Cell phone scams are skyrocketing. Cons can spoof your caller ID or mimic parts of known numbers. If you pick up, you may hear of a relative in jeopardy; the IRS targeting your bank account; an amazing opportunity for riches; offers to solve alleged problems with computers, home maintenance, regulatory actions, and on and on.

Unfortunate human realities come into play: Some people can’t say No, which is the secret behind door-to-door sales; many people can’t resist stressful confrontation, as shown by the famous 1960s Milgram experiments on obedience to authority; human are pre-wired to avoid threats through action without logical thought; victims of a low level con make “behavioral commitments” that motivate them into more risk seeking the big payoff.

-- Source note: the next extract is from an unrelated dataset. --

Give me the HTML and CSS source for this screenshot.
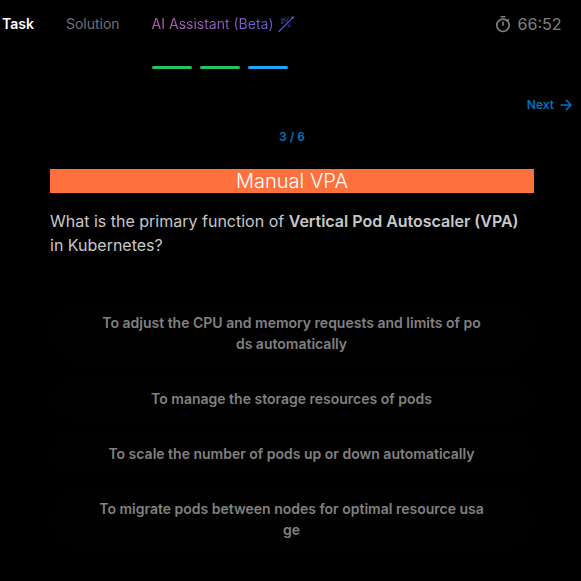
FILE: index.html
```
<!DOCTYPE html>
<html lang="en">
<head>
<meta charset="utf-8">
<title>Manual VPA</title>
<link rel="stylesheet" href="styles.css">
</head>
<body>
<header class="topbar">
  <nav class="tabs">
    <span class="tab active">Task</span>
    <span class="tab">Solution</span>
    <span class="tab assistant"><span class="gradient">AI Assistant (Beta)</span>
      <svg class="wand" viewBox="0 0 18 18" fill="none" stroke="#5656d6" stroke-width="1.2" stroke-linecap="round">
        <path d="M2 16.5 15.8 2.7"/>
        <path d="M15.2 2.2h.9v.9h-.9z" stroke-width="1.4"/>
        <path d="M4.2 4.1l2.3.7 1.5-1.7.2 2.3 2.2 1M4.5 4.3l1.2 2-1.2 2 2.4-.4M10.5 4.5l.7-1.6M12 11.8l1.4-.4M13.3 8.2v1M11.2 9.5l.4 1.7" opacity=".55"/>
      </svg>
    </span>
  </nav>
  <div class="timer">
    <svg class="clock" viewBox="0 0 16 18" fill="none" stroke="currentColor" stroke-width="1.6">
      <circle cx="8" cy="10.3" r="6.2"/>
      <path d="M5.6 1.7h4.8M8 6.4v4.3M12.5 5.8l1.4-1.4"/>
    </svg>
    <span>66:52</span>
  </div>
</header>
<div class="progress"><i class="done"></i><i class="done"></i><i class="current"></i></div>
<div class="next"><span>Next</span>
  <svg viewBox="0 0 12 12" fill="none" stroke="currentColor" stroke-width="1.5" stroke-linecap="round" stroke-linejoin="round"><path d="M1 6h10M6.4 1.4 11 6l-4.6 4.6"/></svg>
</div>
<main class="quiz">
  <div class="count">3 / 6</div>
  <h1>Manual VPA</h1>
  <p class="question">What is the primary function of <strong>Vertical Pod Autoscaler (VPA)</strong> in Kubernetes?</p>
  <div class="answers">
    <button>To adjust the CPU and memory requests and limits of po<br>ds automatically</button>
    <button>To manage the storage resources of pods</button>
    <button>To scale the number of pods up or down automatically</button>
    <button>To migrate pods between nodes for optimal resource usa<br>ge</button>
  </div>
</main>
</body>
</html>
```
FILE: styles.css
```
* { box-sizing: border-box; }
body {
  margin: 0;
  height: 581px;
  overflow: hidden;
  background: #000;
  color: #c8c8c8;
  font-family: Inter, sans-serif;
}
.topbar {
  display: flex;
  justify-content: space-between;
  align-items: center;
  height: 48px;
  padding: 0 19.5px 0 2px;
}
.tabs { display: flex; gap: 32px; font-size: 14px; line-height: 20px; }
.tab { color: #71717a; }
.active { color: #fff; font-weight: 600; }
.assistant { display: flex; align-items: center; gap: 3px; }
.gradient {
  background: linear-gradient(90deg, #bd5cab, #6859c9);
  background-clip: text;
  color: transparent;
}
.wand { width: 18px; height: 18px; }
.timer { display: flex; align-items: center; gap: 7px; color: #808080; font-size: 16px; line-height: 24px; }
.clock { width: 16px; height: 18px; }
.progress { display: flex; gap: 8px; margin: 18px 0 0 152px; }
.progress i { width: 40px; height: 3px; border-radius: 2px; }
.done { background: #22c55e; }
.current { background: #1ca7f8; }
.next {
  display: flex;
  justify-content: flex-end;
  align-items: center;
  gap: 6px;
  margin-top: 28px;
  padding-right: 9px;
  color: #0072bd;
  font-size: 12px;
  font-weight: 600;
  line-height: 16px;
}
.next svg { width: 12px; height: 12px; }
.quiz { width: 484px; margin: 16px 0 0 50px; }
.count { color: #0072bd; font-size: 12px; font-weight: 600; line-height: 16px; text-align: center; }
h1 {
  margin: 24px 0 16px;
  background: #ff703f;
  color: #fff;
  font-size: 20px;
  font-weight: 300;
  line-height: 24px;
  text-align: center;
}
.question { margin: 0; font-size: 16px; line-height: 24px; }
strong { font-weight: 600; }
.answers { display: flex; flex-direction: column; gap: 12px; margin-top: 44px; }
button {
  padding: 11px 41px 11px 40px;
  border: 0;
  border-radius: 32px;
  background: #010101;
  color: #808080;
  font: 600 14px/21px Inter, sans-serif;
  text-align: center;
}
```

Cheated people feel stupid, ashamed, and lose trust in themselves and others. You might wonder how someone could have fallen for that ruse, but remind yourself of how many files and links you have clicked in emails that potentially gave someone access to your computer.

I’ve developed some entrenched defenses against organized scammers, but, like most people, I’m not immune from exploitation by pathological liars. And since people tend to lose their defenses with age, the elderly frequently are targeted with tragic results.

It’s a global phenomenon, with universal solutions: Don’t respond to threats; don’t click unknown links; don’t provide personal information without confirming who’s asking; don’t let greed fog your common sense.

And don’t look down on people who get tricked … they could be you.